Meetings in Sierra Leone generally follow very particular protocol:

    – first, the prayers, often conveniently replaced by a quick 20 seconds of silence…

    – then, the presentation of VIP members, listing their names, titles, position, and ‘observing all protocol’ (this is generally finished by an observation that all protocol was, indeed, observed. Just in case, you know, we were wondering or something…)

    – then, the presentation of ordinary members (that one can be skipped because, let’s be honest, they’re not VIPs…)

    – and, finally, the meeting / workshop / seminar can start…
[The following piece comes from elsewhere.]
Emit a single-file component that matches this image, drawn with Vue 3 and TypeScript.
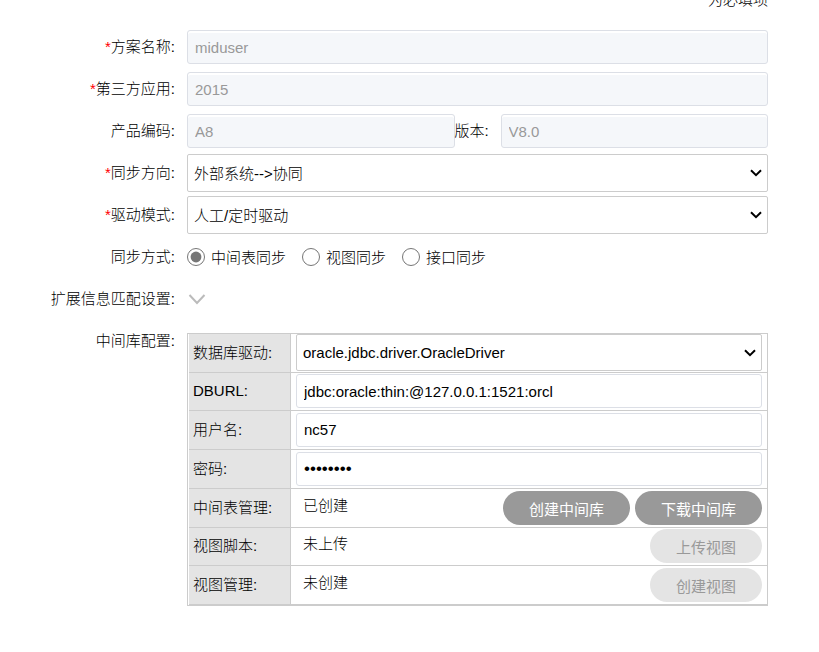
<script setup lang="ts">
import { ref } from 'vue'

const planName = ref('miduser')
const thirdParty = ref('2015')
const productCode = ref('A8')
const version = ref('V8.0')
const direction = ref('外部系统-->协同')
const driveMode = ref('人工/定时驱动')

const syncModes = ['中间表同步', '视图同步', '接口同步']
const syncMode = ref(syncModes[0])

const driver = ref('oracle.jdbc.driver.OracleDriver')
const dbUrl = ref('jdbc:oracle:thin:@127.0.0.1:1521:orcl')
const userName = ref('nc57')
const password = ref('password')

interface ManageRow {
  label: string
  status: string
  actions: string[]
  disabled: boolean
}

const manageRows: ManageRow[] = [
  { label: '中间表管理:', status: '已创建', actions: ['创建中间库', '下载中间库'], disabled: false },
  { label: '视图脚本:', status: '未上传', actions: ['上传视图'], disabled: true },
  { label: '视图管理:', status: '未创建', actions: ['创建视图'], disabled: true },
]
</script>

<template>
  <form class="form" @submit.prevent>
    <p class="hint">为必填项</p>

    <div class="row">
      <label class="label" for="plan"><i>*</i>方案名称:</label>
      <input id="plan" v-model="planName" class="text" type="text" disabled />
    </div>
    <div class="row">
      <label class="label" for="third"><i>*</i>第三方应用:</label>
      <input id="third" v-model="thirdParty" class="text" type="text" disabled />
    </div>
    <div class="row">
      <label class="label" for="code">产品编码:</label>
      <div class="pair">
        <input id="code" v-model="productCode" class="text" type="text" disabled />
        <label class="inner-label" for="version">版本:</label>
        <input id="version" v-model="version" class="text" type="text" disabled />
      </div>
    </div>
    <div class="row">
      <label class="label" for="direction"><i>*</i>同步方向:</label>
      <select id="direction" v-model="direction" class="select">
        <option>外部系统--&gt;协同</option>
      </select>
    </div>
    <div class="row">
      <label class="label" for="drive"><i>*</i>驱动模式:</label>
      <select id="drive" v-model="driveMode" class="select">
        <option>人工/定时驱动</option>
      </select>
    </div>
    <div class="row" role="radiogroup" aria-labelledby="sync-label">
      <span id="sync-label" class="label">同步方式:</span>
      <div class="radios">
        <label v-for="mode in syncModes" :key="mode" class="radio">
          <input v-model="syncMode" type="radio" name="sync" :value="mode" />
          <span>{{ mode }}</span>
        </label>
      </div>
    </div>
    <div class="row">
      <span id="ext-label" class="label">扩展信息匹配设置:</span>
      <button class="expand" type="button" aria-labelledby="ext-label">
        <svg width="20" height="14" viewBox="0 0 20 14" fill="none" stroke="#bbb" stroke-width="2">
          <path d="M2.5 3 L10 11 L17.5 3" />
        </svg>
      </button>
    </div>
    <div class="row row-top">
      <span class="label">中间库配置:</span>
      <table class="config">
        <tbody>
          <tr>
            <th scope="row"><label for="driver">数据库驱动:</label></th>
            <td>
              <select id="driver" v-model="driver" class="select">
                <option>oracle.jdbc.driver.OracleDriver</option>
              </select>
            </td>
          </tr>
          <tr>
            <th scope="row"><label for="url">DBURL:</label></th>
            <td><input id="url" v-model="dbUrl" class="text" type="text" /></td>
          </tr>
          <tr>
            <th scope="row"><label for="user">用户名:</label></th>
            <td><input id="user" v-model="userName" class="text" type="text" /></td>
          </tr>
          <tr>
            <th scope="row"><label for="pwd">密码:</label></th>
            <td><input id="pwd" v-model="password" class="text" type="password" /></td>
          </tr>
          <tr v-for="row in manageRows" :key="row.label">
            <th scope="row">{{ row.label }}</th>
            <td>
              <div class="manage">
                <span class="status">{{ row.status }}</span>
                <button
                  v-for="action in row.actions"
                  :key="action"
                  class="action"
                  type="button"
                  :disabled="row.disabled"
                >{{ action }}</button>
              </div>
            </td>
          </tr>
        </tbody>
      </table>
    </div>
  </form>
</template>

<style>
body {
  background: #fff;
}
</style>

<style scoped>
.form,
.form input,
.form select,
.form button {
  font-family: "Liberation Sans", "Noto Sans CJK SC", sans-serif;
  font-size: 15px;
  font-weight: 300;
  box-sizing: border-box;
}

.form {
  display: flex;
  flex-direction: column;
  padding-right: 51px;
  color: #000;
}

.hint {
  margin: -11px 0 15px;
  line-height: 22px;
  text-align: right;
}

.row {
  display: flex;
  align-items: center;
  gap: 12px;
  min-height: 42px;
}

.row-top {
  align-items: flex-start;
}

.label {
  flex: none;
  width: 175px;
  line-height: 42px;
  text-align: right;
  white-space: nowrap;
}

.label i {
  color: #f00;
  font-style: normal;
}

.pair {
  display: flex;
  flex: 1;
  align-items: center;
  min-width: 0;
}

.inner-label {
  flex: none;
  width: 46px;
  padding-bottom: 3px;
}

.form .text {
  flex: 1;
  width: 100%;
  min-width: 0;
  height: 34px;
  margin: 0;
  padding: 0 7px;
  border: 1px solid #dcdfe6;
  border-radius: 3px;
  background: #fff;
  color: #000;
}

.form .text:disabled {
  background: #f5f7fa;
  box-shadow: inset 0 2px 0 #fff;
  color: #999;
}

.form .text[type="password"] {
  font-size: 17px;
}

.select {
  flex: 1;
  width: 100%;
  min-width: 0;
  height: 38px;
  margin: 0;
  padding: 0 24px 0 6px;
  appearance: none;
  border: 1px solid #ccc;
  border-radius: 2px;
  background: #fff url("data:image/svg+xml,%3Csvg xmlns='http://www.w3.org/2000/svg' width='12' height='8' fill='none' stroke='%23000' stroke-width='2'%3E%3Cpath d='M1 1.2 L6 6.2 L11 1.2'/%3E%3C/svg%3E") no-repeat right 5px center;
  color: #000;
}

.radios {
  display: flex;
  gap: 16px;
}

.radio {
  display: flex;
  align-items: center;
  gap: 6px;
}

.radio span {
  padding-bottom: 2px;
}

.radio input {
  width: 18px;
  height: 18px;
  margin: 0;
  accent-color: #767676;
}

.expand {
  display: flex;
  padding: 0;
  border: 0;
  background: none;
}

.config {
  flex: 1;
  margin-top: 13px;
  padding-left: 1px;
  border: 1px solid #ccc;
  border-spacing: 0;
  table-layout: fixed;
}

.config tr {
  height: 39px;
}

.config tr:nth-child(4n + 2) {
  height: 38px;
}

.config th,
.config td {
  box-sizing: border-box;
  padding: 0 5px 1px;
  border-bottom: 1px solid #ccc;
  line-height: 22px;
}

.config th {
  width: 102px;
  padding-left: 4px;
  border-right: 1px solid #ccc;
  background: #e4e4e4;
  font-weight: 300;
  text-align: left;
  white-space: nowrap;
}

.config .text,
.config .select {
  display: block;
}

.config .select {
  height: 37px;
}

.manage {
  display: flex;
  align-items: center;
  gap: 5px;
}

.status {
  flex: 1;
  padding: 0 7px 4px;
}

.form .action {
  height: 34px;
  padding: 1px 26px 0;
  border: 0;
  border-radius: 17px;
  background: #999;
  color: #fff;
  font-weight: 400;
}

.form .action:disabled {
  background: #e4e4e4;
  color: #999;
}
</style>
On a recent workshop I was facilitating (think moderating 25 people trying to argue with each other and compete for my attention. For 6 hours…) I discovered a new ritual: the energizer! It was hard to imagine that it could be needed considering the argumentative energy deployed mere minutes earlier but I have to admit that our lunch of rice and sauce probably did get the better of us…

Cue workshop participant who hadn’t said a word all morning, standing up and enjoining everyone to follow him and repeat after him… What followed is a mix of reverse ‘head, shoulders, knees and toes’ and the hokey-cokey – think ‘toes, shoulders, shake it all about!’ while singing ‘I’m awake, I’m alert, Enthusiastic!’ progressively faster until the entire room is just a blur of shaking backsides!!

So, next time you’re bored in a business meeting of some sort or other and all protocol has been observed then, just imagine the participants (all VIP I’m sure) energizing away… Or better yet, suggest a little pick me up, you never know, they might just be awake, alert and enthusiastic enough!